REQUIRED TASK: Look through the listing below for the line containing "Generate a component". Copy it and each line after it up to and including the line containing "import React from", exactly, leaving out pictures.

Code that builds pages
..............................

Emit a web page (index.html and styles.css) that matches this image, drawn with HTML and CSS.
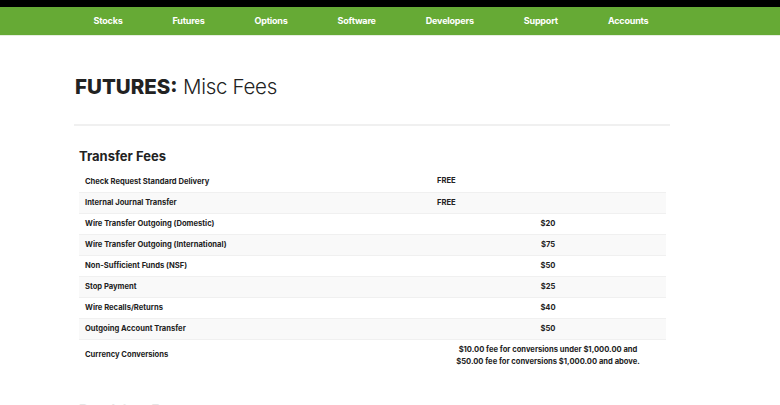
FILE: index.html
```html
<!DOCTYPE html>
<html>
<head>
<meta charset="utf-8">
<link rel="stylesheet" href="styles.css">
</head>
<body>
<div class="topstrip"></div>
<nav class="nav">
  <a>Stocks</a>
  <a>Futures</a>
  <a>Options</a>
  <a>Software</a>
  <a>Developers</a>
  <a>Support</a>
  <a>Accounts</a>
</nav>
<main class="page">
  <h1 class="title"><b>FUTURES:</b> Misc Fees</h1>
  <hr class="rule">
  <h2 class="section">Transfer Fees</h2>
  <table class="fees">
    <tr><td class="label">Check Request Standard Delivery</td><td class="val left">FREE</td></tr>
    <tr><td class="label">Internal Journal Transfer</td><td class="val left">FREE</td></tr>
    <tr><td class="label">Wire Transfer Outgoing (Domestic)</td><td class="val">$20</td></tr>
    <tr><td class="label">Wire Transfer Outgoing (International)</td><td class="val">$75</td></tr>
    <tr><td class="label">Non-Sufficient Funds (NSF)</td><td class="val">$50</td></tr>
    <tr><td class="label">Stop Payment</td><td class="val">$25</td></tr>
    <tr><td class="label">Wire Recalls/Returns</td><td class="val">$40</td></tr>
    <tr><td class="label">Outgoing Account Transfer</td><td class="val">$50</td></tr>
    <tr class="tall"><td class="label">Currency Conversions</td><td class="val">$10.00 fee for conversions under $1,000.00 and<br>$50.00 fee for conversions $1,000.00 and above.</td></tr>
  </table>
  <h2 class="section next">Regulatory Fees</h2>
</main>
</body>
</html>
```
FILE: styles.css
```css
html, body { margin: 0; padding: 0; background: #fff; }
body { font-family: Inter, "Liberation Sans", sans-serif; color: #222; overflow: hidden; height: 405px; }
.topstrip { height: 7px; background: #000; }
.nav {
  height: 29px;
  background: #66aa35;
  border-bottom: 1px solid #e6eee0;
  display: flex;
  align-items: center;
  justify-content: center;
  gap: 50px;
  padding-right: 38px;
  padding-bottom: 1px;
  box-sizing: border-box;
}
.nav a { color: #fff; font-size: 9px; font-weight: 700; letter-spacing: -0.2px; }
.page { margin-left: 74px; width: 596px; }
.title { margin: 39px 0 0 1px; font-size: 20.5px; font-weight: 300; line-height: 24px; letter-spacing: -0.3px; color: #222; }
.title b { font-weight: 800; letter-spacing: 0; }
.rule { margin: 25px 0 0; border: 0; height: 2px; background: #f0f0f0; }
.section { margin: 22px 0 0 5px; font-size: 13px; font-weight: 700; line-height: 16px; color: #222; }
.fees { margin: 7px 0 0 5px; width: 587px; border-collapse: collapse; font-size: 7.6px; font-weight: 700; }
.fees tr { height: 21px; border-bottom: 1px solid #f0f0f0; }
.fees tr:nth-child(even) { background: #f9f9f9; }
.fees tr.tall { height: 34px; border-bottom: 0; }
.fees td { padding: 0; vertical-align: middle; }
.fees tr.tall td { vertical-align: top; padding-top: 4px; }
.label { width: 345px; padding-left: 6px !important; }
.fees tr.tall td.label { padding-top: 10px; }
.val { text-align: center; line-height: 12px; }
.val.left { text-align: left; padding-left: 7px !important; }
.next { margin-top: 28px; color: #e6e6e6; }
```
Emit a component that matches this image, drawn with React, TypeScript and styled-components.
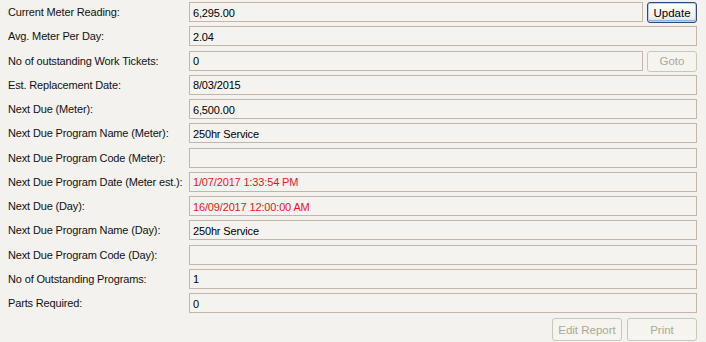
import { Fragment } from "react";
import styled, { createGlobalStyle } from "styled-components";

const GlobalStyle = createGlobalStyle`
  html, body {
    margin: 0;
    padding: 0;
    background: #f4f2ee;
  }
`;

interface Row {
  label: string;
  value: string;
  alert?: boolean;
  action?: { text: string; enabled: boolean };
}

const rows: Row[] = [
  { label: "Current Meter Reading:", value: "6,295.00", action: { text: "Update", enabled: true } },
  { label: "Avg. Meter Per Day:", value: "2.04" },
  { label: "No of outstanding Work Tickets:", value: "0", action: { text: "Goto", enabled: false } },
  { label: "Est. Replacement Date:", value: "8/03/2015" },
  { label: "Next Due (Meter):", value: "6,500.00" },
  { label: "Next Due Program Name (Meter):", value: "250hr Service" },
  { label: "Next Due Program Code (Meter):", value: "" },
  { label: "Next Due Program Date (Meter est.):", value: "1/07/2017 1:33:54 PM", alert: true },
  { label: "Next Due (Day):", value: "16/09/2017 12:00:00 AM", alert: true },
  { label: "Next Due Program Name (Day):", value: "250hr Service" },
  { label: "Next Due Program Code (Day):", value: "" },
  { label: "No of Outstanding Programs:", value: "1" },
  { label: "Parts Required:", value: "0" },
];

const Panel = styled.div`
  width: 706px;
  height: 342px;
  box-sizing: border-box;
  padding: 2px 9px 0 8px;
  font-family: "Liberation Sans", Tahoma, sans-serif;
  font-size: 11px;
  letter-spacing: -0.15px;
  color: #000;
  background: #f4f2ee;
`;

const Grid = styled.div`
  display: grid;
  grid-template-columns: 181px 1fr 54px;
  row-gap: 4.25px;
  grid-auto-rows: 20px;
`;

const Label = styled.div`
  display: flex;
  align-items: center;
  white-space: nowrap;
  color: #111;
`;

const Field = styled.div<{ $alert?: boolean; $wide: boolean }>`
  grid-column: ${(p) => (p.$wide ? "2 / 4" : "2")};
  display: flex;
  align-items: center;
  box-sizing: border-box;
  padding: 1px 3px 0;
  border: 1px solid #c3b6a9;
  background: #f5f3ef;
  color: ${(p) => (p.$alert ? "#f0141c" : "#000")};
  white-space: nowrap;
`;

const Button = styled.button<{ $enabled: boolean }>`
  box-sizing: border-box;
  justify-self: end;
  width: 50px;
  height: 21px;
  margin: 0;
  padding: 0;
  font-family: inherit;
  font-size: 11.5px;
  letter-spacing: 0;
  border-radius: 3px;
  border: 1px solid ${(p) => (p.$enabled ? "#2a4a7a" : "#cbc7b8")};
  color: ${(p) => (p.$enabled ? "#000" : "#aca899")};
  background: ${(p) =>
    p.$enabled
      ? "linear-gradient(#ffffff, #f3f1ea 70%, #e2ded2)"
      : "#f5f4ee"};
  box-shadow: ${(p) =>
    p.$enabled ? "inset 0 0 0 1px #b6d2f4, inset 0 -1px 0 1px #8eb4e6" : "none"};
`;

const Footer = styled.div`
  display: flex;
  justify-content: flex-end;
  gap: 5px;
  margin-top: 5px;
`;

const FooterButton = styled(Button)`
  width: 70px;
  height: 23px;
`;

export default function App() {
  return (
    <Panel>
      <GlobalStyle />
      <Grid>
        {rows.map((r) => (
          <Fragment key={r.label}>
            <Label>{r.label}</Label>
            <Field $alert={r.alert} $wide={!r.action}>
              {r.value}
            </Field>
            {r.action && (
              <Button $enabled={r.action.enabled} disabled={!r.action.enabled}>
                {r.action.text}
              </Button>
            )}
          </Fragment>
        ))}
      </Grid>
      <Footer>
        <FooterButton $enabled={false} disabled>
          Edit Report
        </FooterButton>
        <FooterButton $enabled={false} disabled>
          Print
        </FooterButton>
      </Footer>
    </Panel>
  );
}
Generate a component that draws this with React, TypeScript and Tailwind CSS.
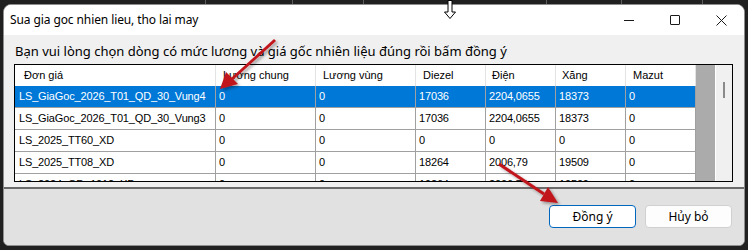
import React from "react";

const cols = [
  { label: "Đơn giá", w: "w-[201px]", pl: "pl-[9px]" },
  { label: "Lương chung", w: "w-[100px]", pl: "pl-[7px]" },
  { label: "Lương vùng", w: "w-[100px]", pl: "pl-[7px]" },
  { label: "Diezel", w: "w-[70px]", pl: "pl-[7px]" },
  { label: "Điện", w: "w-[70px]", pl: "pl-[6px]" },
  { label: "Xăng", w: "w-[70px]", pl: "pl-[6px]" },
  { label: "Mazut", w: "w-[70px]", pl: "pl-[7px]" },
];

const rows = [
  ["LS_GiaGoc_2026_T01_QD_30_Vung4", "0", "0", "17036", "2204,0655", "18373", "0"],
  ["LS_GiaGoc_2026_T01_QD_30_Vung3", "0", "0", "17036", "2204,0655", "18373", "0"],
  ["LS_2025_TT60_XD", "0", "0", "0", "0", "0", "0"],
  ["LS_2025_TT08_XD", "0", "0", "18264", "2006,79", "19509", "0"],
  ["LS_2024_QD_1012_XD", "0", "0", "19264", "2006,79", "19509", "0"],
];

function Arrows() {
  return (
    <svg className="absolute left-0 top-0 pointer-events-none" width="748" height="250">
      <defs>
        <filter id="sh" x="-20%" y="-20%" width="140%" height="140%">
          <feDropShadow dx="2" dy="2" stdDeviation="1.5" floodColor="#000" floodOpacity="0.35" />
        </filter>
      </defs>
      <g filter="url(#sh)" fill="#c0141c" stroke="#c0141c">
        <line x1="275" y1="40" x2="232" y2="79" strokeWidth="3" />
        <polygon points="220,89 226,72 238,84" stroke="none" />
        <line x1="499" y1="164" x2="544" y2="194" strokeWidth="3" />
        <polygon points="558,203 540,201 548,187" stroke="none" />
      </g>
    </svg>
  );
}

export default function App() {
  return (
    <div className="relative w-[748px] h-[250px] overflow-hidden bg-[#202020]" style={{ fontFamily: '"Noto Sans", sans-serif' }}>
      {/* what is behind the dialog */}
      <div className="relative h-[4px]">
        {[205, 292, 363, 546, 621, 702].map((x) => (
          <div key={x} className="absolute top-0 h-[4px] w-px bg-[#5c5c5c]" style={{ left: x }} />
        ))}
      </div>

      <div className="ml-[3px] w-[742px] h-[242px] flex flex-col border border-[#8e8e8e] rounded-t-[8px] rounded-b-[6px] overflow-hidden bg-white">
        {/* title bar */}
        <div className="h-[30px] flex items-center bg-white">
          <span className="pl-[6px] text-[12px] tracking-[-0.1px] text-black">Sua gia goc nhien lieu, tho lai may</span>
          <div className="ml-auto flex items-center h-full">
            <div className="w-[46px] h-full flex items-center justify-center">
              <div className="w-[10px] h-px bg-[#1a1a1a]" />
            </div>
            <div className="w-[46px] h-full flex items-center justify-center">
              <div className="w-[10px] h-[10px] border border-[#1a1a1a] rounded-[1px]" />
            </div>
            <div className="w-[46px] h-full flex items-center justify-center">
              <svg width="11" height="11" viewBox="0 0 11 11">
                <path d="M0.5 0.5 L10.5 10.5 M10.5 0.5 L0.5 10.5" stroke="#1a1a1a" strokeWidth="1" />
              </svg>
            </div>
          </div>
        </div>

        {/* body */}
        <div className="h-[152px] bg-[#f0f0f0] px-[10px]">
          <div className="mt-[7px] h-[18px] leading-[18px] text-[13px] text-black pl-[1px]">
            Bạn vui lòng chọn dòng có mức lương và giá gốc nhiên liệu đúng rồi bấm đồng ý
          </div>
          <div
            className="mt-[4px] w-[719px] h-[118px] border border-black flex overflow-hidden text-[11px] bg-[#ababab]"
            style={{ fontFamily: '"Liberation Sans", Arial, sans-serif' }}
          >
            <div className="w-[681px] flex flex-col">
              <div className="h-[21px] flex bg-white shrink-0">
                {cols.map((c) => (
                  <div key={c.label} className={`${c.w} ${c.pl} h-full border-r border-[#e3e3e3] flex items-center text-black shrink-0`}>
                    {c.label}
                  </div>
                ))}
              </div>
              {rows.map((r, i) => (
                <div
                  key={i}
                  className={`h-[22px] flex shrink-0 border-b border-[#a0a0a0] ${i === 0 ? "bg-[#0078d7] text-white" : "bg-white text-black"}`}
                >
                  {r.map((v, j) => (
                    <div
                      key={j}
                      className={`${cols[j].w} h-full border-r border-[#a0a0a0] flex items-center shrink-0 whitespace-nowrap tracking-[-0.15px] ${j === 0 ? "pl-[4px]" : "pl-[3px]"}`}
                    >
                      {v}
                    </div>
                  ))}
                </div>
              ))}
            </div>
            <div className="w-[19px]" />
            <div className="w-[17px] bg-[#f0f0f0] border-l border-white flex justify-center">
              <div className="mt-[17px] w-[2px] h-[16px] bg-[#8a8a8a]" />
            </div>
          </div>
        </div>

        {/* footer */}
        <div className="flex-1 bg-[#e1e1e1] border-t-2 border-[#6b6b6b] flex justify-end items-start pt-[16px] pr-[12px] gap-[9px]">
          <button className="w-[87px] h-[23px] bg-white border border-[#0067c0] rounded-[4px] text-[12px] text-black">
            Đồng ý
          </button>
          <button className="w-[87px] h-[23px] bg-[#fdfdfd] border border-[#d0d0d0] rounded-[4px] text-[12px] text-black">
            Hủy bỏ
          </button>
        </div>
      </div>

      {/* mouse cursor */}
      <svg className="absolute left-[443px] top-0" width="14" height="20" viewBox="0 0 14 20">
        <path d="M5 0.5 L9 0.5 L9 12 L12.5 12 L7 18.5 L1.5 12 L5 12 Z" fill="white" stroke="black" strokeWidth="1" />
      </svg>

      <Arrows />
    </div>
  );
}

..............................

WRITTEN REPLY:
Generate a component that draws this with React, TypeScript and Tailwind CSS.
import React from "react";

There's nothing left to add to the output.